We debated what it might be, with one guess being a severe Candida overgrowth. We cultured it and found no fungal growth under the microscope. He was brought to the dental clinic for debridement. When he came to our clinic and water was sprayed trying to clean him up, it became clear what it was. He had sinus drainage into his mouth that had dried and he essentially had a quarter inch thick layer of booger covering his mouth and throat.”
Dentures Can Mold, Too
“My dad’s a dentist. He pulled out a patient’s dentures and they were covered in mold. Yep, the patient was wearing moldy dentures… I would assume anybody that takes care of their mouth in such a terrible way takes care of the rest of their body in a similar manner.”
It’s Gonna Blow!
“I dated a dentist. He was telling me about a patient that had an abscess so large that when he lanced it, there was like a volcano eruption of pus coming out of his mouth.”
An Incredibly Clinical Description
“Dental nurse here. We once pulled a bit of old rotting chicken out from under somebody’s implant denture. It smelt like Satan’s fart.”
Digging For Decay
“I had a patient whose insides of his mouth was covered in layers of multicolored calculus. Black, green and red. I had to ultrasonic scale each individual tooth for a good few minutes, unearthing layers upon layers of mineralized crap. The stench was also horrendous.
At that point I wondered if I was a dentist or an archeologist.”
Wrecking Ball Required
“One [patient in dental school] was a 36-year-old female recovering meth addict. Her teeth were so badly decayed and covered in calculus that a ‘calculus bridge’ had formed on the tongue side of the lower anterior teeth, essentially gluing them together. My oral surgery instructors decided that before we pulled all her teeth, I needed to debride them so as to not have pieces of calculus fall into the sockets during extraction and lead to healing issues.

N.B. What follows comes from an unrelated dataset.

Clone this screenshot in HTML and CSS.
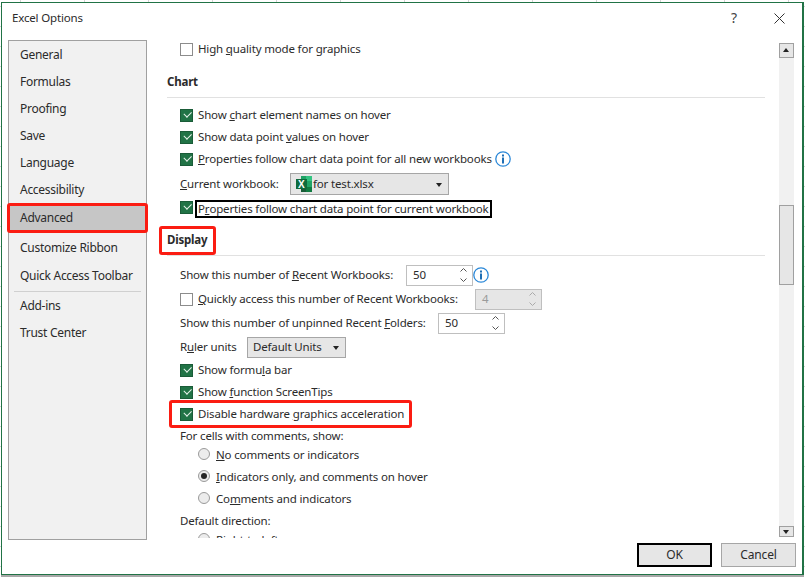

When I signed in with my periodontal faculty to scale and debride her teeth, my faculty member actually told me she was jealous that I got to scrape and blast all of that sh*t off. It was like using a wrecking ball with so much junk coming off those teeth.”
“My mum said her boss found a tomato plant growing under a patients dentures that they never removed for three months…”
Spontaneously Shedding Teeth
“An old depressed man once had so much calculi (is that the English term? The impacted hard-as-f*ck white stuff) that it covered his teeth entirely. Removing that caused two teeth to fall spontaneously because there was no more tissue to hold them.”
Fill In The Blanks
“[I am a] dental assistant. The hygienist once pulled out what looked like a pubic hair from between a patient’s teeth. We just looked at each other and said nothing.”
Another Reason Not To Chew Tobacco
“I always warn patients [to not smoke] after extractions (any surgery actually), explaining the increased risk of dry socket (osteomyelitis). In fact my standard admonition is, ‘If you get dry socket after smoking and return looking for sympathy I’ll hand you a dictionary and you can find it between sh*t and syphilis.’
One day a smoker returned with a dry socket, swearing that he had not smoked as per directions. His significant other backed him up. After numbing him and during the debridement of the socket, I removed a chunk of vegetable matter which he identified as chewing tobacco. Now, my post-op instructions include restricting chew.”
The Black Thing
“Had a patient show up with [a black thing in his mouth]. It didn’t strike me as that gross, but my assistant was dry heaving as we removed it…
The black thing… is an organizing thrombus (essentially a blood clot that keeps growing). The patient had a tooth removed a few days prior, and came back to the clinic because this thing had grown from the tooth socket over a period of four-five days. Completely painless and benign, if a bit unsightly.”